What is being asked: Locate and copy all lines bearing the word "index".

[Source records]
'''
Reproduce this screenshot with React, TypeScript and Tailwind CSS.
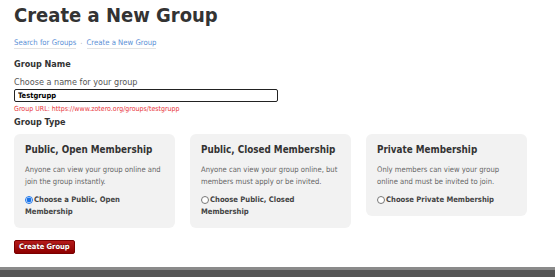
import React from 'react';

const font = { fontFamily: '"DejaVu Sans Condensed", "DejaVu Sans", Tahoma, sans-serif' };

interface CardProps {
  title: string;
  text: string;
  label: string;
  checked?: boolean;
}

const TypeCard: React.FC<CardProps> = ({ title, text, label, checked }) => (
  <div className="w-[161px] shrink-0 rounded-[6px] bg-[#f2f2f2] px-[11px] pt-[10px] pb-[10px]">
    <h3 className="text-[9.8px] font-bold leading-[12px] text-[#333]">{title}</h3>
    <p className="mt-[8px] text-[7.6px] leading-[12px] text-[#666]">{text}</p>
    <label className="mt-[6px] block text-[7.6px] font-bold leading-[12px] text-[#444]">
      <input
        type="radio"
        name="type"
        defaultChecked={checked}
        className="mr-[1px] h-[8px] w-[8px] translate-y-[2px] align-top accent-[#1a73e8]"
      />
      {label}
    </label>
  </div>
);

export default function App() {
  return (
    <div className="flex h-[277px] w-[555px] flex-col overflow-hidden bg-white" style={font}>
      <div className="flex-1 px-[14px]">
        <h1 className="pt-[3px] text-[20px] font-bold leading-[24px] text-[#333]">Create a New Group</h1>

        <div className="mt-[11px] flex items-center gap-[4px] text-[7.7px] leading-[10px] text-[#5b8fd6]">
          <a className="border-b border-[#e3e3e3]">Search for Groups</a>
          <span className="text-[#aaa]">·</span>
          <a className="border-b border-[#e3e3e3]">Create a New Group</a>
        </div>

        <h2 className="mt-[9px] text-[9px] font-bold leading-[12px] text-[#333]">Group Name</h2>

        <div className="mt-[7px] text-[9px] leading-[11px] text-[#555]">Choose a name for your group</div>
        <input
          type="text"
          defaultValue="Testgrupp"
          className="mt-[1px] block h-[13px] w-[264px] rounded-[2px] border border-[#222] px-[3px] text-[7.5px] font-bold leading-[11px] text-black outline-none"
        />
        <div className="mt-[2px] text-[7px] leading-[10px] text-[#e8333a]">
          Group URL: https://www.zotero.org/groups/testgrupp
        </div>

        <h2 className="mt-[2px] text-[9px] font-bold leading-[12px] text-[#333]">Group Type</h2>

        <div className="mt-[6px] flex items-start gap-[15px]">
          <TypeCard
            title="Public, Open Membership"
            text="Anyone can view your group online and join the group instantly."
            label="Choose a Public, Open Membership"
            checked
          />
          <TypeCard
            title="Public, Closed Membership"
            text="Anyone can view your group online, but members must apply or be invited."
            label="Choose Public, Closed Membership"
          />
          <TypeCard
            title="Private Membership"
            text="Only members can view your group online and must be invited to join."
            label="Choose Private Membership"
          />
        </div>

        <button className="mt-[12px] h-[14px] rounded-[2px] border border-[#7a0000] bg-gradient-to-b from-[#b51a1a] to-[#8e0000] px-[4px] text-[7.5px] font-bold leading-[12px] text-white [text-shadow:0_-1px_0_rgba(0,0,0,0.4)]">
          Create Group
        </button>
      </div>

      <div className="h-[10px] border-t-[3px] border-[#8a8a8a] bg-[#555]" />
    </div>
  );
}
'''
'''
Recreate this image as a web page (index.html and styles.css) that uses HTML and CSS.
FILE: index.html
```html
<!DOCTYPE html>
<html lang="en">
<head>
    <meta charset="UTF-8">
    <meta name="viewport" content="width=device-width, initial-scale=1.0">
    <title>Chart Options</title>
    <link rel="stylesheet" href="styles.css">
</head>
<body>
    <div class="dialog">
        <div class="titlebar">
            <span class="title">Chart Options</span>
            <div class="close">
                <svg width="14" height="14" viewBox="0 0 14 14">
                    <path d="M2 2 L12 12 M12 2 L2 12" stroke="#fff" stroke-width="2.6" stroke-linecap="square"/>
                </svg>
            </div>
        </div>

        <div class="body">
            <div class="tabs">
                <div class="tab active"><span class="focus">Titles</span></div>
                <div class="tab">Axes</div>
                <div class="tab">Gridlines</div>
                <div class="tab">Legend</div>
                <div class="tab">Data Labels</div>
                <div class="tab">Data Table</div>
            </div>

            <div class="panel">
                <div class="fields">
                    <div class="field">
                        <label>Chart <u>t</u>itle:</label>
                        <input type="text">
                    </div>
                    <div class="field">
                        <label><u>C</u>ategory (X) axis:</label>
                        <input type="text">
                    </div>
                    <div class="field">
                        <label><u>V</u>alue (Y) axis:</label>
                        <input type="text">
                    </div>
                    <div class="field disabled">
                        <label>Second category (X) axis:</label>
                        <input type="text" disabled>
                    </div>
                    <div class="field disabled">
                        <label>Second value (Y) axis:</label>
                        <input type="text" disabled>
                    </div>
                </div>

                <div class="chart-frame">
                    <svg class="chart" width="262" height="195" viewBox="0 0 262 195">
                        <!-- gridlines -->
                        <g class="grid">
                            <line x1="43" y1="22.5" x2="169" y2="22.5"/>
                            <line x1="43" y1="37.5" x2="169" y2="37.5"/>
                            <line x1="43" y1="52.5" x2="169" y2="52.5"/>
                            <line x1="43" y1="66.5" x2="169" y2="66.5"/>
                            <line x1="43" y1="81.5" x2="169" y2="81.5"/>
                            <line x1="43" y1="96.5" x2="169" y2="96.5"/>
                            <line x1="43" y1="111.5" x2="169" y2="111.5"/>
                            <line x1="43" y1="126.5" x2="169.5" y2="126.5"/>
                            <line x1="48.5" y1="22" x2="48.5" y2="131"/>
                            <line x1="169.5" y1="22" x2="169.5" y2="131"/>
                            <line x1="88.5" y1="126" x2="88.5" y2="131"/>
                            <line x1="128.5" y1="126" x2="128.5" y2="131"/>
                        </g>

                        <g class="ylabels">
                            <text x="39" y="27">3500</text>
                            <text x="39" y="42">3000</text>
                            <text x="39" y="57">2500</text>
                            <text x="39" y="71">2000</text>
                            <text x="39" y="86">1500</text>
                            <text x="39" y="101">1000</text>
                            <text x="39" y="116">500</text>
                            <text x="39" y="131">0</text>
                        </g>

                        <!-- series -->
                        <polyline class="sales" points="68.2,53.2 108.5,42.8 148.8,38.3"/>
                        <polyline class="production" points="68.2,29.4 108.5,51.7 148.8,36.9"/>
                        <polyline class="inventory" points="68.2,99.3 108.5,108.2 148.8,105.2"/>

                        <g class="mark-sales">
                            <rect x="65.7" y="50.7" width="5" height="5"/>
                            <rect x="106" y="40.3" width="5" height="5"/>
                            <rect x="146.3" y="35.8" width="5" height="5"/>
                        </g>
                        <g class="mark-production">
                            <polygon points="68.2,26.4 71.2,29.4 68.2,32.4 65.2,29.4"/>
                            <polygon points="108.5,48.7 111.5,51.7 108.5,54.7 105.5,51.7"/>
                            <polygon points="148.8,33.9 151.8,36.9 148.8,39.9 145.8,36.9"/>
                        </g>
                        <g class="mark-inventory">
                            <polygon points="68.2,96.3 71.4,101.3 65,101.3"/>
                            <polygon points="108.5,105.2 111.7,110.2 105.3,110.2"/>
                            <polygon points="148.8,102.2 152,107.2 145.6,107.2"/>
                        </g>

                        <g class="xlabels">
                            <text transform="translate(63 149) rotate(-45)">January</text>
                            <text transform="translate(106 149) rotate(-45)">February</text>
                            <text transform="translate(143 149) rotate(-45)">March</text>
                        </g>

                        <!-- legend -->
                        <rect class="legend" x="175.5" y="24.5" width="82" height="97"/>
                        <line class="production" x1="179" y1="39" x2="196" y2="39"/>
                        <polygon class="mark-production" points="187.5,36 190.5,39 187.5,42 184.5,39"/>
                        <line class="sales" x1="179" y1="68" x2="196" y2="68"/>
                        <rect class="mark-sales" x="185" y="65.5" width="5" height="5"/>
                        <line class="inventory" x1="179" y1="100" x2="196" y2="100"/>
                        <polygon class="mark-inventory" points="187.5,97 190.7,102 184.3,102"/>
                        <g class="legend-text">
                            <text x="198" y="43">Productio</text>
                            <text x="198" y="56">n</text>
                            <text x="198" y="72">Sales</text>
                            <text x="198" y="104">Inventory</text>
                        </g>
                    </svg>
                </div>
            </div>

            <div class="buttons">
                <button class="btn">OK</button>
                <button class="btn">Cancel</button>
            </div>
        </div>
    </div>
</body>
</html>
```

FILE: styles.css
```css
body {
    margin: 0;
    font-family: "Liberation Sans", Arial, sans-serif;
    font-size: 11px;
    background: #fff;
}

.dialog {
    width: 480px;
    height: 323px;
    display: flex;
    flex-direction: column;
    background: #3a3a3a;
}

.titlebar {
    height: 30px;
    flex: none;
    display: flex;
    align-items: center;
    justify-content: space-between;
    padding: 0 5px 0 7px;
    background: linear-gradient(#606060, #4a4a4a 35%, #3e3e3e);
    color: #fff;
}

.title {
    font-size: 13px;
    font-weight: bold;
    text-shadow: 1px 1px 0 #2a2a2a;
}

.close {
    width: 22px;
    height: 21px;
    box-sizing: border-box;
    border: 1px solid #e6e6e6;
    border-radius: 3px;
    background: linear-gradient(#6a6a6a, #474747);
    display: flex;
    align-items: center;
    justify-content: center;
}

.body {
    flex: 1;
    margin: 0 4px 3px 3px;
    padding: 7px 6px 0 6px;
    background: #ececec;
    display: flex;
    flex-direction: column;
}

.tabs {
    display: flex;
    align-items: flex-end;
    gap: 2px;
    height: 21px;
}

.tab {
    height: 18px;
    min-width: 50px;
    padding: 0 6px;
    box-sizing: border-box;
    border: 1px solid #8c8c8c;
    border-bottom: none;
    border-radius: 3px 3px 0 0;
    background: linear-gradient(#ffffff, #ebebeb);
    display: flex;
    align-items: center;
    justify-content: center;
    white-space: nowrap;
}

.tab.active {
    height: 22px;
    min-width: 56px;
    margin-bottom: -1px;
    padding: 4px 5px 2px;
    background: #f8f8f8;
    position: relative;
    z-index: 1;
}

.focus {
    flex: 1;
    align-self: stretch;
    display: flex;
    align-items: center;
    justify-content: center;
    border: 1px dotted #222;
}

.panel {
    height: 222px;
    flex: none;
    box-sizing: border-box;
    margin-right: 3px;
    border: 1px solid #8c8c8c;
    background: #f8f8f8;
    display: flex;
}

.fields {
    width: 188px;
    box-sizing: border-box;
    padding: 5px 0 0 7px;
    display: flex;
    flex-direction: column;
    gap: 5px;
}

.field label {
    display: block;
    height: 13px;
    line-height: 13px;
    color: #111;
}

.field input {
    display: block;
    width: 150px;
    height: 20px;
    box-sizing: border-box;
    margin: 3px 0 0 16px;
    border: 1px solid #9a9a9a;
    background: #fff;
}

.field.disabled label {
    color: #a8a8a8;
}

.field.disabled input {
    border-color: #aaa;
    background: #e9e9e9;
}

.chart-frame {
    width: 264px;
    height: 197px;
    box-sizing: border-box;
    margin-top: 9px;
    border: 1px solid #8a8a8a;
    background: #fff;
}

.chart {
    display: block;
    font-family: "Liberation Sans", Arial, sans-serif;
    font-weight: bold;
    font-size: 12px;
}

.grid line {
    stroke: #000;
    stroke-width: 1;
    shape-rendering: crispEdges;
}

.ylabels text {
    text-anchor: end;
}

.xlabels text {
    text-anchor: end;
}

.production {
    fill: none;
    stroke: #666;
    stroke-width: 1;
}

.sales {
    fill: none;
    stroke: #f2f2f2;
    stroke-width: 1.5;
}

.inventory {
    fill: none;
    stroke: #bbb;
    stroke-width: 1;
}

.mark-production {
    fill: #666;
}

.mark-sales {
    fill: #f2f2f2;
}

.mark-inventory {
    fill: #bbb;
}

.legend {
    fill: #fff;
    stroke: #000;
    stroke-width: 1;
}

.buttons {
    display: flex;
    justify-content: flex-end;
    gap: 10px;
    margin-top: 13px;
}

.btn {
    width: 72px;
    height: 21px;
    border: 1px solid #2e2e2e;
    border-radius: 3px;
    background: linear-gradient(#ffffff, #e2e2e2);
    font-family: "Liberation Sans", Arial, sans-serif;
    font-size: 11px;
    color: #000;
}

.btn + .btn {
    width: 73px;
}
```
'''
Expected answer:
Recreate this image as a web page (index.html and styles.css) that uses HTML and CSS.
FILE: index.html
    z-index: 1;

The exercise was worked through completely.